Monday, May 24, 2010

More certified questions. This time the questions are being certified to the Connecticut Supreme Court. The case, Arrowood Indemnity Co. v. King, involves an insurance company's disclaimer of liability purportedly because the accident at issue did not occur in an "insured location." The questions are:

1. With respect to a claim for negligent entrustment under a liability policy that excludes coverage for "[a]rising out of . . . [t]he entrustment by an insured" "to any person""of a motor vehicle" other than "[a] motorized land conveyance designed for recreational use off public roads, not subject to motor vehicle registration and . . . [o]wned by an insured and on an insured location," is the insured location
(a) the place where the entrustment of the vehicle took place; or
(b) the place where the vehicle is garaged; or
(c) the place where the accident occurred?

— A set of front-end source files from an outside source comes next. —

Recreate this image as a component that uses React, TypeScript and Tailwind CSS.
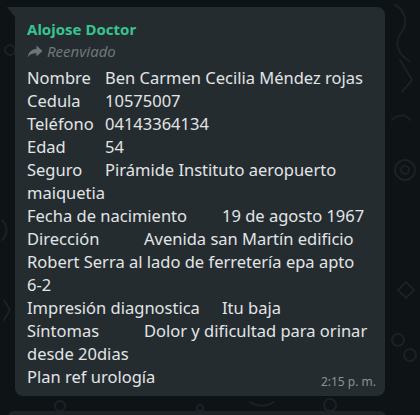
import React from "react";

const message =
  "Nombre\tBen Carmen Cecilia Méndez rojas\nCedula\t10575007\nTeléfono\t04143364134\nEdad\t54\nSeguro\tPirámide Instituto aeropuerto maiquetia\nFecha de nacimiento\t19 de agosto 1967\nDirección\t\tAvenida san Martín edificio Robert Serra al lado de ferretería epa apto 6-2\nImpresión diagnostica\tItu baja\nSíntomas\t\tDolor y dificultad para orinar desde 20dias";

const Wallpaper = () => (
  <svg className="absolute inset-0 w-full h-full" viewBox="0 0 420 415" fill="none">
    <g stroke="#1a2226" strokeWidth="2" strokeLinecap="round">
      <circle cx="10" cy="50" r="5" />
      <path d="M395 5c10 5 14 18 6 28s-2 22 8 28" />
      <path d="M400 60l12 20l-10 12" />
      <circle cx="405" cy="170" r="10" />
      <circle cx="405" cy="170" r="4" />
      <path d="M392 120c6-6 14-6 18 0" />
      <path d="M398 290l8 8l8-8l-8-8z" />
      <circle cx="398" cy="340" r="6" />
      <circle cx="410" cy="355" r="6" />
      <path d="M2 220c6 6 6 14 0 20" />
      <path d="M4 300l6 10l-6 10" />
      <circle cx="60" cy="406" r="5" />
      <circle cx="200" cy="408" r="3" />
      <path d="M250 402c8 5 16 5 24 0" />
      <circle cx="330" cy="405" r="6" />
    </g>
  </svg>
);

const ForwardIcon = () => (
  <svg width="16" height="13" viewBox="0 0 16 13" className="shrink-0">
    <path
      d="M9.5 0.5L15.5 6L9.5 11.5V8.3C5.2 8.3 2.4 9.6 0.5 12.5C1.2 8.2 3.6 4.6 9.5 3.8V0.5Z"
      fill="#6d7478"
    />
  </svg>
);

export default function App() {
  return (
    <div
      className="relative w-[420px] h-[415px] overflow-hidden bg-[#0e1316]"
      style={{ fontFamily: '"Noto Sans", "Open Sans", sans-serif' }}
    >
      <Wallpaper />
      <div className="relative pt-[7px] pl-[7px]">
        <div className="flex">
          {/* tail */}
          <div className="w-[8px] h-[10px] bg-[#252c30] [clip-path:polygon(0_0,100%_0,100%_100%)]" />
          <div className="w-[370px] bg-[#252c30] rounded-[8px] rounded-tl-none pl-[12px] pr-[9px] pt-[12px] pb-[8px]">
            <div className="text-[15px] font-bold text-[#36c590] leading-[20px]">Alojose Doctor</div>
            <div className="flex items-center gap-[4px] mt-[2px] text-[#6f767a] italic text-[15px] leading-[20px]">
              <ForwardIcon />
              <span>Reenviado</span>
            </div>
            <div className="mt-[5px] whitespace-pre-wrap [tab-size:39px] text-[16.5px] leading-[23px] text-[#e2e5e6] pr-[4px]">
              {message}
            </div>
            <div className="flex items-end justify-between">
              <span className="text-[16.5px] leading-[23px] text-[#e2e5e6]">Plan ref urología</span>
              <span className="text-[12px] leading-[14px] text-[#8a9194] -mb-[1px]">2:15 p. m.</span>
            </div>
          </div>
        </div>
        <div className="ml-[1px] mt-[15px] w-[378px] h-[10px] bg-[#1d2327] rounded-t-[6px]" />
      </div>
    </div>
  );
}
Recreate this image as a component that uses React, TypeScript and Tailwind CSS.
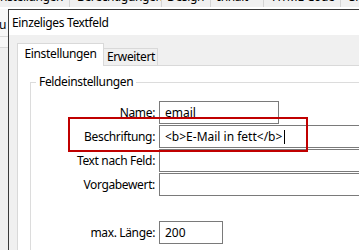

2. In the absence of a policy definition of "premises," should a private road located within a residential development owned by insured's homeowners association be considered "premises used . . . in connection with a [residence] premises" under the terms of a homeowner's insurance policy if the portion of the road where the liability arose is not regularly used by the insured, although other portions of the road are so used?

3. Under Connecticut law, where a liability insurance policy requires an insured to give notice of a covered claim "as soon as practical," do social interactions between the insured and the claimant making no reference to an accident claim justify a delay in giving notice of a potential claim to the insured?

The decision in which the Court certified these questions can be found here.
Certified questions. This time the questions are certified to the Vermont Supreme Court. The case, Hunt Construction Group, Inc. v. Brennan Beer Gorman/Architects, P.C., involves a dispute between a general contractor and design professionals. The District Court dismissed the action, holding that the action was barred by the Vermont economic loss doctrine. The question certified by the Second Circuit are:

1. Does the economic loss doctrine bar a contractor from seeking purely economic damages against design professionals who allegedly provided negligent professional services in violation of the designed professionals' contractual obligations with a mutual counterparty?

2. Does the economic loss doctrine apply to claims of negligent misrepresentation?
Federal rate. The Second Circuit has held that the federal rate of post-judgment interest rather than the New York rate should be applied in a diversity case where the contract at issue contains a choice-of-law provision providing that New York law applies. The Court held that the choice-of-law provision was insufficient to establish that the parties intended that the federal rate would not apply. The decision in FCS Advisors, Inc. v. Fair Finance Co. can be found here.